The perils of getting to grips with Jane Eyre for Mia Wasilowska

Jane Eyre. Picture Laurie Sparham
Jane Eyre. Picture Laurie Sparham

Mia Wasikowska may hail from sunny Canberra but the Australian actress is happiest in colder climes.

That’s an advantage considering she spent the first two days of the shoot for film Jane Eyre trudging through torrential rain in the Derbyshire moors.

“It was so cold, I think I got hypothermia on the second day of shooting but I’m a winter creature, so I liked it,” says a smiling Wasikowska.

Following a critically acclaimed performance in the title role of Tim Burton’s Alice In Wonderland, the 20-year-old is riding high.

Now, she turns her hand to English literature’s most enduring female protagonist, Jane Eyre, a girl who the author Charlotte Bronte saw as “a heroine as plain and small as myself”.

There have so far been 18 feature films and nine TV adaptations of Bronte’s novel, so you may wonder if it’s necessary to roll out another version, but Wasikowska believes there’s room for one more.

“When you look at films from years ago, beautiful as those films are, everything’s so much bigger and theatrical. I was excited about bringing her back in a context that was more grounded,” she says, adding that fate may have played a hand in her winning the role.

“I started reading the book in 2009. I was halfway through the novel when I emailed my agent and asked if there was a project planned, because I thought it would be an incredible role to play,” she explains.

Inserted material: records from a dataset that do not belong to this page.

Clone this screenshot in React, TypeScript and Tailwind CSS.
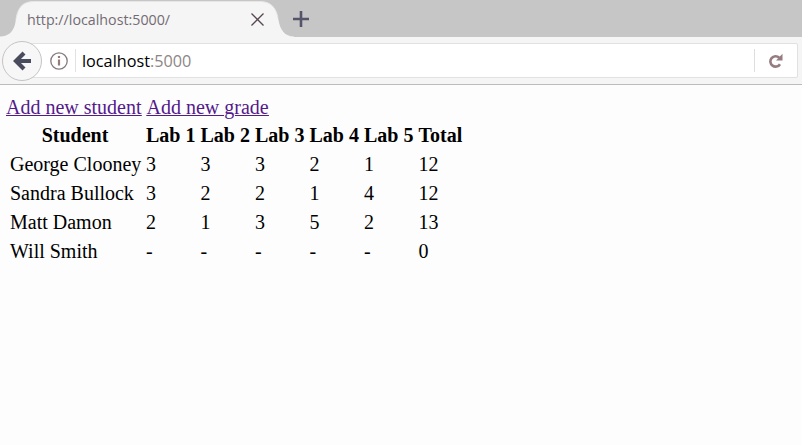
const labs = ['Lab 1', 'Lab 2', 'Lab 3', 'Lab 4', 'Lab 5'];

const students = [
  { name: 'George Clooney', grades: ['3', '3', '3', '2', '1'], total: '12' },
  { name: 'Sandra Bullock', grades: ['3', '2', '2', '1', '4'], total: '12' },
  { name: 'Matt Damon', grades: ['2', '1', '3', '5', '2'], total: '13' },
  { name: 'Will Smith', grades: ['-', '-', '-', '-', '-'], total: '0' },
];

function TabBar() {
  return (
    <div className="relative flex h-[37px] items-center bg-[#c6c6c6]">
      <svg className="absolute left-0 top-0" width="300" height="37" viewBox="0 0 300 37">
        <path
          d="M0 36.500C9 36.500 14 31 15.500 22C17 11 20 1.500 34 1.500H260C273 1.500 277 10 278.500 20C280 30 285 36.500 294 36.500V37H0Z"
          fill="#f5f5f5"
        />
        <path d="M16 19C18 8 22 1.500 34 1.500H260C271 1.500 276 8 278 18" fill="none" stroke="#e6e6e6" />
      </svg>
      <span className="relative ml-[27px] w-[223px] whitespace-nowrap font-['Open_Sans',sans-serif] text-[15px] leading-5 text-[#736b74]">
        <span className="inline-block origin-left scale-x-[0.95]">http://localhost:5000/</span>
      </span>
      <svg className="relative" width="14" height="14" viewBox="0 0 14 14">
        <path d="M1.500 1.500L13.500 13.500M13.500 1.500L1.500 13.500" stroke="#584654" strokeWidth="1.300" fill="none" />
      </svg>
      <svg className="relative ml-[29px]" width="16" height="16" viewBox="0 0 16 16">
        <path d="M8 0V16M0 8H16" stroke="#54546a" strokeWidth="2.600" fill="none" />
      </svg>
    </div>
  );
}

function Toolbar() {
  return (
    <div className="flex h-12 items-center border-b border-[#bcbcbc] bg-[#f5f5f5]">
      <button className="relative z-10 ml-[2px] flex h-10 w-10 shrink-0 items-center justify-center rounded-full border border-[#c4c4c4] bg-[#f7f7f7]">
        <svg width="20" height="20" viewBox="0 0 20 20">
          <path d="M19 10H4M12 2L4 10L12 18" fill="none" stroke="#484c5d" strokeWidth="4.200" />
        </svg>
      </button>
      <div className="-ml-5 flex h-[35px] w-[776px] items-center rounded-[2px] border border-[#e1e1e1] bg-white">
        <svg className="ml-[27px] shrink-0" width="18" height="18" viewBox="0 0 18 18">
          <circle cx="9" cy="9" r="8.200" fill="none" stroke="#857a80" strokeWidth="1.300" />
          <path d="M9 7.500V13.500M9 4V6" stroke="#957b7b" strokeWidth="2.200" />
        </svg>
        <span className="ml-[7px] h-[23px] w-px bg-[#e2e2e2]" />
        <span className="ml-[6px] flex-1 whitespace-nowrap font-['Open_Sans',sans-serif] text-[17px] leading-6 text-[#8d8585]">
          <span className="inline-block origin-left scale-x-[0.954]">
            <span className="text-black">localhost</span>:5000
          </span>
        </span>
        <span className="h-[23px] w-px bg-[#dedede]" />
        <svg className="ml-[14px] mr-[13px]" width="15" height="16" viewBox="0 0 15 16">
          <path d="M10.200 4.700A5.200 5.200 0 1 0 11 11.200" fill="none" stroke="#967c80" strokeWidth="2.600" />
          <path d="M13.500 0.800V7.500H7Z" fill="#967c80" />
        </svg>
      </div>
    </div>
  );
}

export default function App() {
  return (
    <div className="h-[445px] w-[802px] overflow-hidden bg-[#fdfdfd]">
      <TabBar />
      <Toolbar />
      <main className="pl-[6px] pt-[10px] font-['Liberation_Serif',serif] text-[20px] leading-[25px] text-black">
        <nav className="flex h-[26px] gap-[5px] text-[#551a8b] underline decoration-1">
          <a href="#student">Add new student</a>
          <a href="#grade">Add new grade</a>
        </nav>
        <table className="table-fixed border-collapse whitespace-nowrap">
          <colgroup>
            <col className="w-[138px]" />
            {labs.map((lab) => (
              <col key={lab} className="w-[54.500px]" />
            ))}
            <col className="w-[60px]" />
          </colgroup>
          <thead>
            <tr className="h-[29px]">
              <th className="p-0 font-bold">Student</th>
              {labs.map((lab) => (
                <th key={lab} className="p-0 pl-[2px] text-left font-bold">{lab}</th>
              ))}
              <th className="p-0 pl-[2px] text-left font-bold">Total</th>
            </tr>
          </thead>
          <tbody>
            {students.map((student) => (
              <tr key={student.name} className="h-[29px]">
                <td className="p-0 pl-1">{student.name}</td>
                {student.grades.map((grade, index) => (
                  <td key={index} className="p-0 pl-[2px]">{grade}</td>
                ))}
                <td className="p-0 pl-[2px]">{student.total}</td>
              </tr>
            ))}
          </tbody>
        </table>
      </main>
    </div>
  );
}
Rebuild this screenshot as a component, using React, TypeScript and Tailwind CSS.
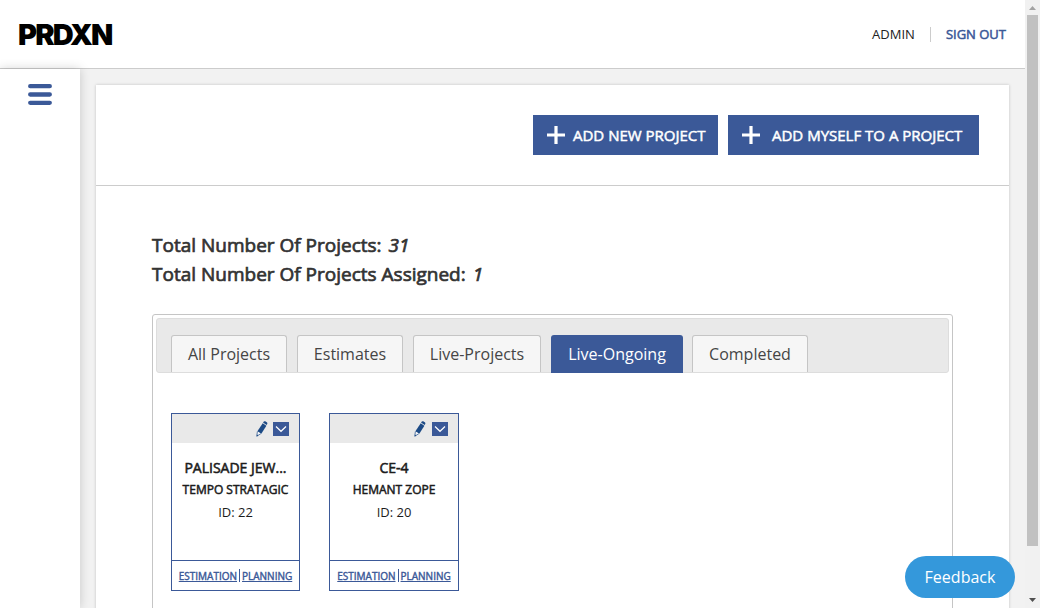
import React from "react";

type Project = { name: string; owner: string; id: number; width: string; iconGap: string };

const projects: Project[] = [
  { name: "PALISADE JEW...", owner: "TEMPO STRATAGIC", id: 22, width: "w-[129px]", iconGap: "gap-[5px]" },
  { name: "CE-4", owner: "HEMANT ZOPE", id: 20, width: "w-[130px]", iconGap: "gap-[6px]" },
];

const tabs = [
  { label: "All Projects", width: "w-[116px]", active: false },
  { label: "Estimates", width: "w-[106px]", active: false },
  { label: "Live-Projects", width: "w-[128px]", active: false },
  { label: "Live-Ongoing", width: "w-[132px]", active: true },
  { label: "Completed", width: "w-[116px] -ml-px", active: false },
];

function Plus() {
  return (
    <svg width="18" height="18" viewBox="0 0 18 18" className="shrink-0">
      <path d="M9 0v18M0 9h18" stroke="#fff" strokeWidth="3.2" />
    </svg>
  );
}

function MenuIcon() {
  return (
    <svg width="24" height="21" viewBox="0 0 24 21" className="shrink-0">
      <path d="M2.2 2.2h19.6M2.2 10.5h19.6M2.2 18.8h19.6" stroke="#3b5998" strokeWidth="4.3" strokeLinecap="round" />
    </svg>
  );
}

function Pencil() {
  return (
    <svg width="12" height="16" viewBox="0 0 12 16" className="shrink-0">
      <path d="M6.7 2.2 10.4 4.7 5.3 12.8 1.4 10.2z" fill="#1c4a86" />
      <path d="M7.4.9Q8-.2 9.2.3L10.8 1.2Q11.8 2 11.1 3.2L10.6 4 7 1.6z" fill="#1c4a86" />
      <path d="M1.4 10.4.8 15.2 4.8 12.7" fill="#f4f6f9" stroke="#1c4a86" strokeWidth=".7" />
      <path d="M.7 15.6.9 13.6 2.3 14.5z" fill="#1c4a86" />
    </svg>
  );
}

function ProjectCard({ project }: { project: Project }) {
  return (
    <article className={`${project.width} flex h-[178px] flex-col border border-[#3b5998] text-center text-[#1c1c1c]`}>
      <div className={`${project.iconGap} flex h-[29px] items-center justify-end bg-[#e9e9e9] pr-[10px] pt-px`}>
        <Pencil />
        <span className="flex h-[14px] w-4 items-center justify-center bg-[#3b5998]">
          <svg width="12" height="8" viewBox="0 0 12 8">
            <path d="M1 1.5 6 6.3l5-4.8" fill="none" stroke="#fff" strokeWidth="1.2" />
          </svg>
        </span>
      </div>
      <div className="flex grow flex-col items-center pt-[14px] whitespace-nowrap">
        <h3 className="text-[14px] leading-[22px] [-webkit-text-stroke:0.55px]">{project.name}</h3>
        <h4 className="text-[12px] leading-[22px] [-webkit-text-stroke:0.5px]">{project.owner}</h4>
        <p className="text-[13px] leading-[22px]">ID: {project.id}</p>
      </div>
      <div className="flex h-[30px] items-center justify-center border-t border-[#3b5998] text-[10px] leading-[14px] text-[#3b5998] [-webkit-text-stroke:0.4px]">
        <a className="underline">ESTIMATION</a>
        <span className="mx-[2px] h-[13px] w-px bg-[#3b5998]" />
        <a className="underline">PLANNING</a>
      </div>
    </article>
  );
}

export default function App() {
  return (
    <div className="relative flex h-[608px] w-[1040px] overflow-hidden bg-white font-['Open_Sans',sans-serif]">
      <div className="flex w-[1025px] flex-col">
        <header className="flex h-[69px] shrink-0 items-center justify-between border-b border-[#ccc] pr-[19px] pl-[18px]">
          <span className="font-['Inter',sans-serif] text-[29px] leading-none font-black tracking-[-1.8px] text-black">PRDXN</span>
          <nav className="flex items-center text-[13px] leading-[18px]">
            <span className="text-[#222]">ADMIN</span>
            <span className="mx-[15px] h-[15px] w-px bg-[#ccc]" />
            <a className="text-[#3b5998] [-webkit-text-stroke:0.52px]">SIGN OUT</a>
          </nav>
        </header>
        <div className="flex min-h-0 grow bg-[#f2f2f2]">
          <aside className="flex w-20 shrink-0 flex-col items-center bg-white pt-[15px] shadow-[0_0_10px_rgba(0,0,0,0.18)]">
            <MenuIcon />
          </aside>
          <main className="mt-4 ml-4 h-[600px] w-[913px] shrink-0 bg-white shadow-[0_0_3px_rgba(0,0,0,0.2)]">
            <div className="flex h-[101px] items-center justify-end gap-[10px] border-b border-[#ccc] pr-[30px] text-[15px] whitespace-nowrap text-white [-webkit-text-stroke:0.5px]">
              <button className="flex h-10 w-[185px] items-center gap-[8px] bg-[#3b5998] pl-[14px]">
                <Plus />
                ADD NEW PROJECT
              </button>
              <button className="flex h-10 w-[251px] items-center gap-[12px] bg-[#3b5998] pl-[14px]">
                <Plus />
                ADD MYSELF TO A PROJECT
              </button>
            </div>
            <div className="pt-[45px] pl-[56px]">
              <div className="text-[19px] leading-[29px] text-[#333] [-webkit-text-stroke:0.7px]">
                <h2>Total Number Of Projects: <em className="ml-[2px]">31</em></h2>
                <h2>Total Number Of Projects Assigned: <em className="ml-[2px]">1</em></h2>
              </div>
              <section className="mt-[25px] h-[400px] w-[801px] rounded-[3px] border border-[#c5c5c5] p-[3px]">
                <div className="flex h-[55px] items-end gap-[10px] rounded-[3px] border border-[#ddd] bg-[#e9e9e9] pl-[14px]">
                  {tabs.map((tab) => (
                    <button
                      key={tab.label}
                      className={
                        tab.active
                          ? `${tab.width} -mb-px h-[38px] rounded-t-[3px] bg-[#3b5998] text-[16px] text-white`
                          : `${tab.width} h-[37px] rounded-t-[3px] border border-b-0 border-[#c5c5c5] bg-[#f6f6f6] text-[16px] text-[#454545]`
                      }
                    >
                      {tab.label}
                    </button>
                  ))}
                </div>
                <div className="flex gap-[29px] pt-10 pl-[15px]">
                  {projects.map((project) => (
                    <ProjectCard key={project.id} project={project} />
                  ))}
                </div>
              </section>
            </div>
          </main>
        </div>
      </div>
      <div className="flex w-[15px] flex-col items-center bg-[#f1f1f1]">
        <svg width="15" height="15" viewBox="0 0 15 15" className="shrink-0">
          <path d="M4 10h7L7.5 6z" fill="#a3a3a3" />
        </svg>
        <div className="h-[531px] w-[11px] bg-[#c1c1c1]" />
        <svg width="15" height="15" viewBox="0 0 15 15" className="mt-auto shrink-0">
          <path d="M4 5h7L7.5 9z" fill="#505050" />
        </svg>
      </div>
      <button className="absolute top-[556px] left-[905px] h-[42px] w-[110px] rounded-full bg-[#3498db] text-[16px] text-white">
        Feedback
      </button>
    </div>
  );
}
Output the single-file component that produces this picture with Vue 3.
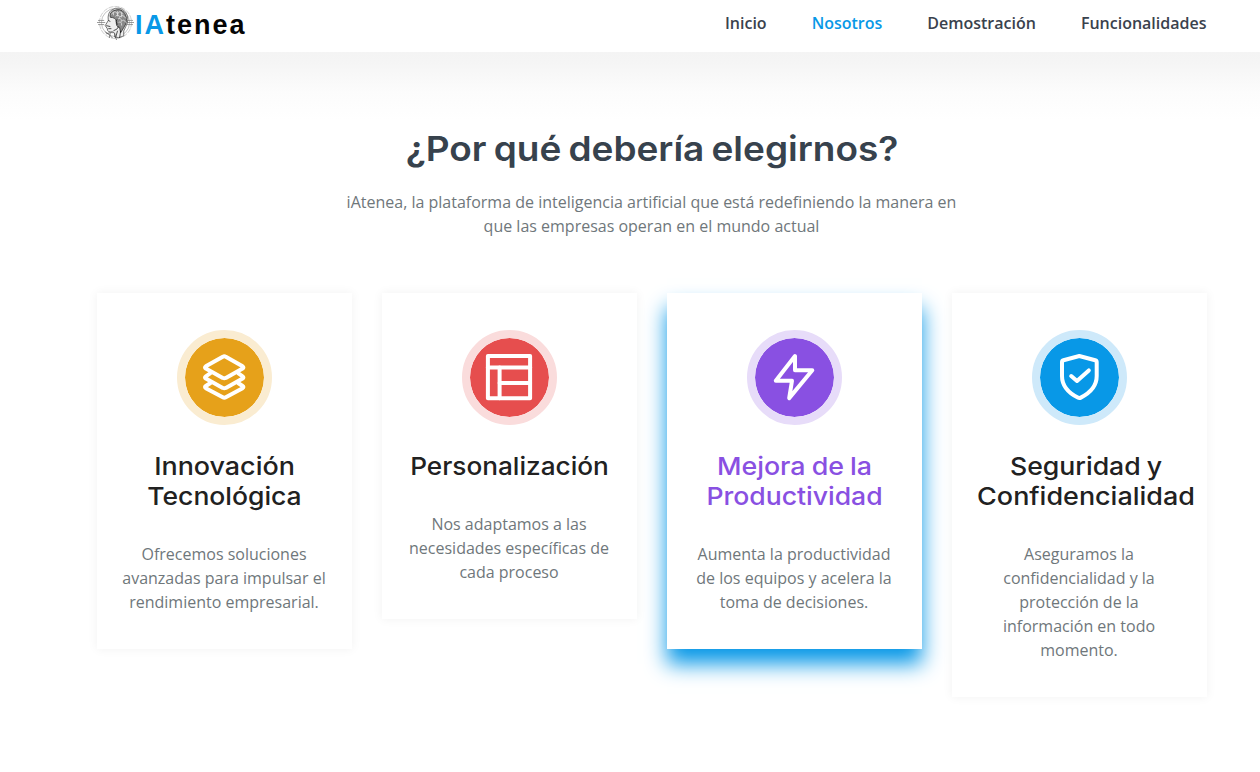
<script setup>
const links = [
  { label: 'Inicio', active: false },
  { label: 'Nosotros', active: true },
  { label: 'Demostración', active: false },
  { label: 'Funcionalidades', active: false },
]

const cards = [
  {
    kind: 'amber',
    title: [{ text: 'Innovación', cls: 't-inn' }, { text: 'Tecnológica', cls: 't-tec' }],
    body: ['Ofrecemos soluciones', 'avanzadas para impulsar el', 'rendimiento empresarial.'],
    paths: [
      'M45.8 26.8Q47.3 25.8 48.8 26.8L65.6 36.3Q67.2 37.4 65.6 38.5L48.8 47.9Q47.3 48.8 45.8 47.9L28.8 38.5Q27.2 37.4 28.8 36.3Z',
      'M33.5 43.2L28.8 46.3Q27.2 47.4 28.8 48.5L45.8 57.9Q47.3 58.8 48.8 57.9L65.6 48.5Q67.2 47.4 65.6 46.3L61.1 43.2',
      'M33.5 53L28.8 56Q27.2 57.1 28.8 58.2L45.8 67.2Q47.3 68.1 48.8 67.2L65.6 58.2Q67.2 57.1 65.6 56L61.1 53',
    ],
  },
  {
    kind: 'red',
    title: [{ text: 'Personalización', cls: 't-per' }],
    body: ['Nos adaptamos a las', 'necesidades específicas de', 'cada proceso'],
    paths: ['M25.9 26H68.1V68.3H25.9Z', 'M25.9 37.6H68.1', 'M37.6 37.6V68.3', 'M37.6 53H68.1'],
  },
  {
    kind: 'violet',
    title: [{ text: 'Mejora de la', cls: 't-mej' }, { text: 'Productividad', cls: 't-pro' }],
    body: ['Aumenta la productividad', 'de los equipos y acelera la', 'toma de decisiones.'],
    paths: ['M48 26V40.3H65.3L42.2 68.1L45 50.7H28.8Z'],
  },
  {
    kind: 'blue',
    title: [{ text: 'Seguridad y', cls: 't-seg' }, { text: 'Confidencialidad', cls: 't-con' }],
    body: ['Aseguramos la', 'confidencialidad y la', 'protección de la', 'información en todo', 'momento.'],
    paths: [
      'M47.3 26L63.2 30.2Q64.7 30.6 64.7 32V46Q64.7 59.5 48.8 67.6Q47.3 68.4 45.8 67.6Q30 59.5 30 46V32Q30 30.6 31.5 30.2Z',
      'M39.2 46L45 51L56.8 40.4',
    ],
  },
]
</script>

<template>
  <div class="page">
    <header class="header">
      <a class="logo">
        <svg class="emblem" viewBox="0 0 36 36" fill="none" stroke="#333" stroke-width=".7">
          <circle cx="18" cy="18" r="15.6" stroke="#bbb" stroke-dasharray="5 1" />
          <circle cx="18" cy="18" r="13.7" stroke="#aaa" />
          <path d="M0 18H8M1 16H7M1 20H7M28 18H36M29 16H35M29 20H35" stroke="#777" />
          <path d="M14 6Q22 1 28 8Q32 15 28 22Q25 26 26 31Q21 34 17 32Q18 28 15 27Q10 28 10 24L8 21L11 16Q10 9 14 6Z" fill="#eee" stroke="#444" />
          <path d="M15 7Q23 3 27 9Q31 16 26 23L23 28L22 23Q18 22 19 17Q18 13 13 13Q12 9 15 7Z" fill="#888" stroke="#222" />
          <path d="M14 10Q18 5 20 10Q22 5 25 10M18 12Q21 9 22 13Q25 9 28 14M20 15Q23 12 24 17Q26 14 28 18M21 18Q24 16 24 21M16 8V11M20 7V12M24 8V13" stroke="#eee" />
          <path d="M20 20Q17 16 20 15M11 16L13 17M9 21L13 22M11 24H14M16 26Q20 25 21 22M20 26L18 33M23 26L22 33" stroke="#111" />
          <path d="M9 29Q14 27 16 28M8 27Q12 29 15 33M13 28L12 33M17 28L19 35" stroke="#555" />
        </svg>
        <span class="wordmark"><span class="accent">IA</span>tenea</span>
      </a>
      <nav class="nav">
        <a v-for="l in links" :key="l.label" :class="{ active: l.active }">{{ l.label }}</a>
      </nav>
    </header>

    <main class="section">
      <div class="intro">
        <h2>¿Por qué debería elegirnos?</h2>
        <p>iAtenea, la plataforma de inteligencia artificial que está redefiniendo la manera en<br />que las empresas operan en el mundo actual</p>
      </div>
      <div class="cards">
        <article v-for="c in cards" :key="c.kind" class="card" :class="c.kind">
          <div class="icon">
            <svg viewBox="0 0 95 95"><path v-for="d in c.paths" :key="d" :d="d" /></svg>
          </div>
          <h3><span v-for="t in c.title" :key="t.text" class="line" :class="t.cls">{{ t.text }}</span></h3>
          <p><span v-for="b in c.body" :key="b" class="line">{{ b }}</span></p>
        </article>
      </div>
    </main>
  </div>
</template>

<style>
body { background: #fff; overflow: hidden; }
</style>

<style scoped>
.page { height: 772px; overflow: hidden; font: 16px/24px "Open Sans", "Noto Sans", sans-serif; color: #6f777b; }
.header { box-sizing: border-box; height: 52px; padding: 0 53.5px 0 97px; display: flex; justify-content: space-between; align-items: flex-start; background: #fff; }
.logo { display: flex; align-items: flex-start; }
.emblem { width: 37px; height: 37px; margin-top: 4px; }
.wordmark { font: bold 27px/30px "Liberation Sans", Arial, sans-serif; letter-spacing: 2px; color: #050505; margin: 10px 0 0 1px; }
.accent { color: #0898e7; }
.nav { display: flex; gap: 45px; padding-top: 11px; font-weight: 600; color: #3a424d; }
.nav .active { color: #0898e7; }
.section { height: 720px; background: linear-gradient(#f4f4f4 0, #f5f5f5 10px, #fcfcfc 40px, #fff 68px); }
.intro { padding: 75px 0 0 96.5px; width: 1110px; text-align: center; }
h2 { margin: 0; font: 600 34.5px/44px Inter, sans-serif; color: #37424d; white-space: nowrap; word-spacing: -2px; transform: scaleX(1.072); }
.intro p { margin: 19px 0 0; }
.cards { display: flex; align-items: flex-start; gap: 30px; margin: 55px 0 0 96.5px; }
.card { box-sizing: border-box; width: 255px; padding: 37px 25px 35px; background: #fff; box-shadow: 0 0 10px rgba(0, 0, 0, .06); text-align: center; }
.card.violet { box-shadow: 0 15px 20px #0898e7; }
.icon { width: 95px; height: 95px; box-sizing: border-box; margin: 0 auto; border-radius: 50%; border: 8px solid; background-clip: padding-box; }
.icon svg { display: block; width: 95px; height: 95px; margin: -8px; fill: none; stroke: #fff; stroke-width: 4; stroke-linecap: round; stroke-linejoin: round; }
.amber .icon { background-color: #e6a11a; border-color: #faecd1; }
.red .icon { background-color: #e64e4e; border-color: #fadcdc; }
.violet .icon { background-color: #8950e2; border-color: #e7dcf9; }
.blue .icon { background-color: #0898e7; border-color: #cee9fa; }
h3 { display: inline-block; width: 205px; margin: 26px 0 0; vertical-align: top; font: 500 24.9px/30px Inter, sans-serif; color: #212121; }
.violet h3 { color: #8950e2; }
.blue h3 { width: 218px; }
.line { display: block; white-space: nowrap; }
.t-inn { transform: scaleX(1.08); }
.t-tec { transform: scaleX(1.064); }
.t-per { transform: scaleX(1.052); }
.t-mej { word-spacing: -1px; transform: scaleX(1.077); }
.t-pro { transform: scaleX(1.067); }
.t-seg { word-spacing: -1px; transform: scaleX(1.07); }
.t-con { transform: scaleX(1.082); }
.card p { margin: 31px 0 0; }
</style>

The immediate response was negative but just two months later, her agent emailed over a script.

“I met with Cary [Fukunaga, the director] and found we shared similar ideas,” says Wasikowska.

This is a darker, more gothic adaptation of the 19th century tale, in which a teenage girl arrives to work as a governess at isolated Thornfield Hall, and meets the brooding Edward Rochester (Fish Tank’s Michael Fassbender).

“What I love about her character is, despite all the hardship she faces throughout her life, she has this innate sense of self-respect and an incredible ability to do what’s right by herself as an individual,” says Wasikowska.

She believes it’s the reader’s empathy for Jane’s predicament that lies behind the novel’s enduring appeal.

“If you take away the costumes and that period setting, it’s a young girl trying to find love and a connection in a very dislocated world,” she says.

For her preparation, Wasikowska collected a number of visual references “to form an image of Jane in my head”.